Would you copy the records below, exactly and only from their first line through the line containing "import React from", without any pictures?

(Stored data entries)
☆ ☆ ☆ ☆ ☆
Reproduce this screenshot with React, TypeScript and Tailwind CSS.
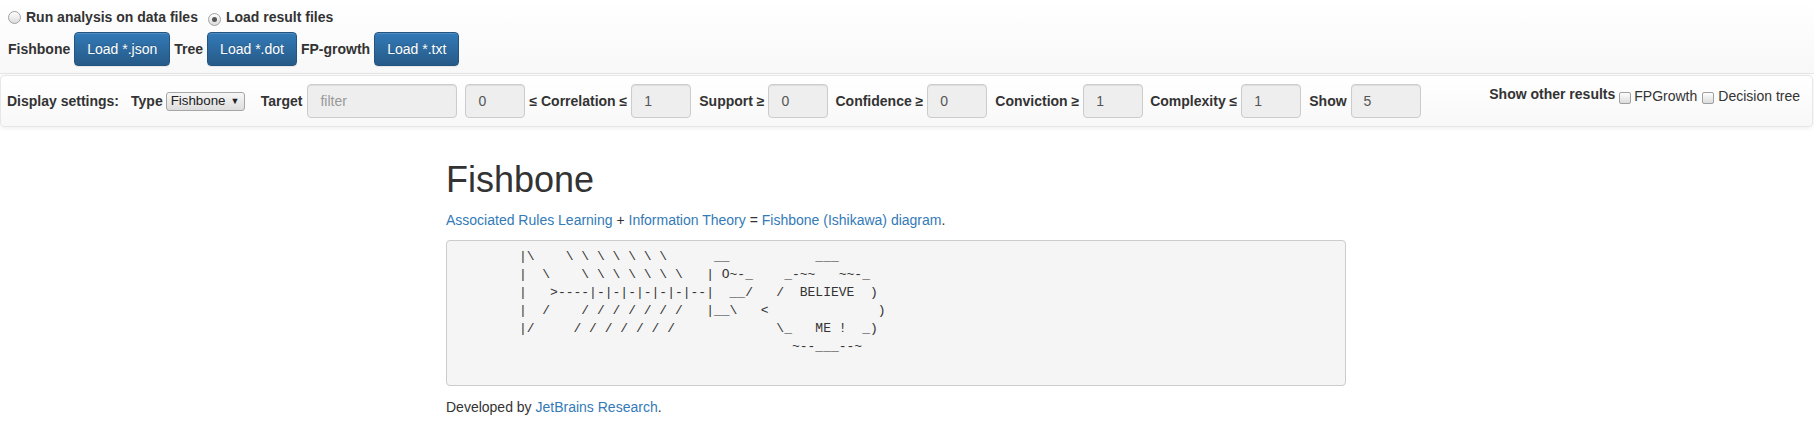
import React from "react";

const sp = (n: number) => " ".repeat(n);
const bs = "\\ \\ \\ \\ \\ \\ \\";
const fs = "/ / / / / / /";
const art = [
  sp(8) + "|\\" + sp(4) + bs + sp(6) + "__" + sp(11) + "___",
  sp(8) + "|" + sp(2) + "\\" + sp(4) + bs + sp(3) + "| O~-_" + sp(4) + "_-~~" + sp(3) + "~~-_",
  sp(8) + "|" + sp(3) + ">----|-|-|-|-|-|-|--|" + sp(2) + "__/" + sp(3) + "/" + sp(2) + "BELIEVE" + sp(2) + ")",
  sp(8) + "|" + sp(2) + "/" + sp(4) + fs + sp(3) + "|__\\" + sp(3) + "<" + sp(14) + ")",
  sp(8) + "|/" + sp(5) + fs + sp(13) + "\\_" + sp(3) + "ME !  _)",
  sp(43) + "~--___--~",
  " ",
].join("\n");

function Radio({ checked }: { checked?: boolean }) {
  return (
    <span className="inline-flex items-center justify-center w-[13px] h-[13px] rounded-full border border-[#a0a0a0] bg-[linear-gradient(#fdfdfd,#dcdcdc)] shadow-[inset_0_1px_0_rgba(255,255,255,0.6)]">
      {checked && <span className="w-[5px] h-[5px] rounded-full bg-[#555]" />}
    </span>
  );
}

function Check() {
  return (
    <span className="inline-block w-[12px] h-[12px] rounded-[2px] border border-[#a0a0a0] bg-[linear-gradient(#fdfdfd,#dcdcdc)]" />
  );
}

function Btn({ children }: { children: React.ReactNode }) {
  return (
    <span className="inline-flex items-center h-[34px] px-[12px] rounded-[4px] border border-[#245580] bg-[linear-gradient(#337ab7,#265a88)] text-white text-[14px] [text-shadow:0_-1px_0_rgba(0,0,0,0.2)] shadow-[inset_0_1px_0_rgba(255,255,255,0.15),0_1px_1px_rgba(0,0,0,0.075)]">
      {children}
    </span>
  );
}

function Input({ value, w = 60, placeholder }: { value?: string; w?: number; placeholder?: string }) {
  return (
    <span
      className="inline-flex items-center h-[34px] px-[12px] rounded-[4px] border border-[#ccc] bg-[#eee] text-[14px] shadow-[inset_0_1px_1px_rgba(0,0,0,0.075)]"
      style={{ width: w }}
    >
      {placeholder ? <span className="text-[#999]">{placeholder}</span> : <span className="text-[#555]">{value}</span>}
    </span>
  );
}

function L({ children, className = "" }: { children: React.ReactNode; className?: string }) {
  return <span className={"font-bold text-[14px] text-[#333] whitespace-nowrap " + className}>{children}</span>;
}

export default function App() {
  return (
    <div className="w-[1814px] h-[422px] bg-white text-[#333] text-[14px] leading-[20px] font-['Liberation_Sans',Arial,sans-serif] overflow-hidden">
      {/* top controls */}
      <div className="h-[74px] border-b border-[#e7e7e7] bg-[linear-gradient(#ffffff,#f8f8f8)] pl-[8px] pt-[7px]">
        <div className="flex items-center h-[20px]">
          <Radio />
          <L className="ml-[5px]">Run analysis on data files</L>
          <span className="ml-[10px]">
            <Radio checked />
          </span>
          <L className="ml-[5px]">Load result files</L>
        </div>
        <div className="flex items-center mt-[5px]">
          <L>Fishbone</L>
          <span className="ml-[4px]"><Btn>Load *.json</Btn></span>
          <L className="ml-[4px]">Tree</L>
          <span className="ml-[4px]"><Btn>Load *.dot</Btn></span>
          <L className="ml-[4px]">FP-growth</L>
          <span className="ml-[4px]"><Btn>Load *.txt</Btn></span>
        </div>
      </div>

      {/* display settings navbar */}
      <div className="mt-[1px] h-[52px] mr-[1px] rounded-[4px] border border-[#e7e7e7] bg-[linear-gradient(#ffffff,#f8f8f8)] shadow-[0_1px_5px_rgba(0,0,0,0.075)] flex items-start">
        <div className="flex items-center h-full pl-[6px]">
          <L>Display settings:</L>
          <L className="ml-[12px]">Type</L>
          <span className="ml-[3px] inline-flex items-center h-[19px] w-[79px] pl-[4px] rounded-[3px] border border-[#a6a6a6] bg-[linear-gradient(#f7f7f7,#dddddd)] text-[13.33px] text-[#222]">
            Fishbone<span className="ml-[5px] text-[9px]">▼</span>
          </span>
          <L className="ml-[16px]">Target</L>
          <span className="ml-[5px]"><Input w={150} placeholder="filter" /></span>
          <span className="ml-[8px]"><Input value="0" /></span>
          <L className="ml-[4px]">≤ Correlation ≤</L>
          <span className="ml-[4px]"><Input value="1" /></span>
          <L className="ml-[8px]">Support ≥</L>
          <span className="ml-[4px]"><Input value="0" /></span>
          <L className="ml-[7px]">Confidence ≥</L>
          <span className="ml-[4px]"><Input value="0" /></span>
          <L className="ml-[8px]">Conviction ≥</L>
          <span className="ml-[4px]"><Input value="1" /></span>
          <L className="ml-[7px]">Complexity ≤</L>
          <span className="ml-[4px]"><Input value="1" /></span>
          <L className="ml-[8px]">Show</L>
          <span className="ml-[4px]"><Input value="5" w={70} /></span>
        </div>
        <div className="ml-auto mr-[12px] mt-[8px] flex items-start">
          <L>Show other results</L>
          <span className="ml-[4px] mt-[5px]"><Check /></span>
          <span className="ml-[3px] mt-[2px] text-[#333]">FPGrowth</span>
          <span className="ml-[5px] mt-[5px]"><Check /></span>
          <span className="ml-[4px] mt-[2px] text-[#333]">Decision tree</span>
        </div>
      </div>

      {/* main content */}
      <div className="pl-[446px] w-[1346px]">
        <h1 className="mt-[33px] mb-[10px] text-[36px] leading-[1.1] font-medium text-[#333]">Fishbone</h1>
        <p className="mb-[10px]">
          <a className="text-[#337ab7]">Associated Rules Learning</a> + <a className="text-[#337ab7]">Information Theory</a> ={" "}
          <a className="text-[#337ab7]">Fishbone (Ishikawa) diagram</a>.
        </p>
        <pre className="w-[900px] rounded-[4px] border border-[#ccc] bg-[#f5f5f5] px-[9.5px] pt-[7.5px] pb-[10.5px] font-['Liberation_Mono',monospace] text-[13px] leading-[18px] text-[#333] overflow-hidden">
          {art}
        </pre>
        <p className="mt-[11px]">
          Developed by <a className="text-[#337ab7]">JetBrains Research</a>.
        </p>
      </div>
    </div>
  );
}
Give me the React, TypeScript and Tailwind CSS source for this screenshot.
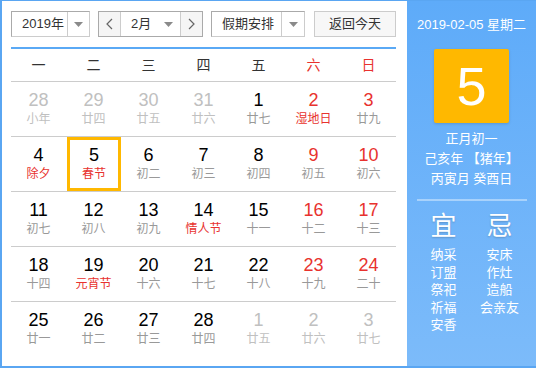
☆ ☆ ☆ ☆ ☆
*Answer in full*.
Reproduce this screenshot with React, TypeScript and Tailwind CSS.
import React from "react";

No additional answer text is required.